Re specific projects,

** Built a scoring system calibrated to users' thumbs up/down for Gamma, ensuring everything they measure in their pipeline is predictive of their user feedback.

** Building custom ranking for another company that incorporated many domain signals beyond relevance for e-commerce (merchant trust, product popularity, etc.) using the same calibrated metrics tree approach.

** Quality control for a human-in-the-loop process where human labelers give feedback to the model, reducing the amount of time human intervention is needed.

** Back at Google Search, it was standard practice for keeping all our datasets fresh as product requirements evolve through the filtering mechanism mentioned.


Happy to chat some more so feel free to drop any questions; and thanks for your thoughts!

Fred Jonsson

I met @david_karam last summer the AI Engineer’s World Fair. At the time we chatted, I was stuck trying to optimize a prompt pipeline that just wouldn’t do what I wanted to do, and I was patching around it in the only kind of way I could with my software engineering toolkit – with iterative refinement, rules-based approaches and decomposition.


Of course it wasn’t going to work. I had ML-envy, and was eyeing all the fancy RL and finetuning that the ML engineers around me understood, and I didn’t know where to start with. I knew I needed the power of the tools they were experts at, but I couldn’t afford a month away from product development to go off and to find out how to build a scoring model.

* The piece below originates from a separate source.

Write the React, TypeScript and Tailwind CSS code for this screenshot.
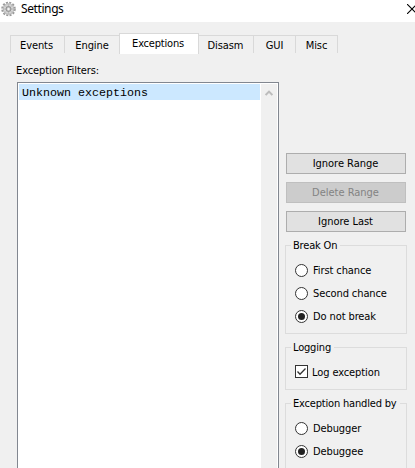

And then David told me they were building that! High-level primitives and workflows for software engineers to have the power of ML expertise in their team. I can just download an API token and immediately have the primitives I need to focus on the product.


I’m super excited to start building with Pi. I love a leveraged tool that lets me focus on the product. The roadmap of things that are coming up looks awesome. Congratulations to the team on launching something truly useful right out the gate.

Nisarg Patel

SaaS founder here. How does Pi handle real-time feedback loops for continuous improvement? Can it adapt scoring models based on user interactions over time?

David Karam

@nisarg1212 Yes! That's what is special about these scoring models, they can be adapted based on labeled data as well as preference data. What will happen is that the weights in your metrics tree would get reweighted to reflect the importance your data is implicitly ascribing to the dimensions e.g. your users might really care about one thing vs. the other, so the tree weights shift more to that one thing. Given the size of the models we use, calibration happens in minutes, so you can retrain those scorers every hour if you want a very tight feedback loop. Feel free to reach out directly at david@withpi.ai if you want to learn more.

Rajiv Ayyangar

Nice work launching on Pi Day!
Forgive the naive question, but how does this stack up with RAG and other approaches people are using to improve models right now?

David Karam

@rajiv_ayyangar thanks for the warm wishes! There is a very natural evolution from the standard stack to weaving Pi into it. For example, if you have a RAG setup that works with basic Relevance matching but it is not capturing the nuances of your domain, you might want to build a custom Ranker (e.g. in a hypothetical ProductHunt RAG case, post relevance is not enough, you want launch popularity signal, user credibility signal, etc. to really tell what posts should rank higher than others). The same applies for optimizing AIs, you can start with manually writing your prompt, but if you have 1000 datapoints you would want to dynamically choose 10 to add as fewshot. Even when writing prompts, one can bootstrap with manually writing it, but then quickly move to auto-optimization against their metrics to get the best possible prompt without manual tweaking. So I would say that today, the starting point is the standard stack and all these algorithms layer on as your applications grows in maturity. Our hope is that by lowering the bar for entry, this approach becomes a Day 1 approach, similar to how React/Angular started as "only if your website is complex" and then became the obvious way to build from Day 1.

Cory Crapes

@david_karam well played, launching on March 14th.

David Karam

@cory_crapes appreciated <3

lee Jackson

Pi 6 has made my Raspberry Pi projects so much easier! 💡 Loving the simplified workflow. Like if you're all about seamless tech! Wishing you successful builds!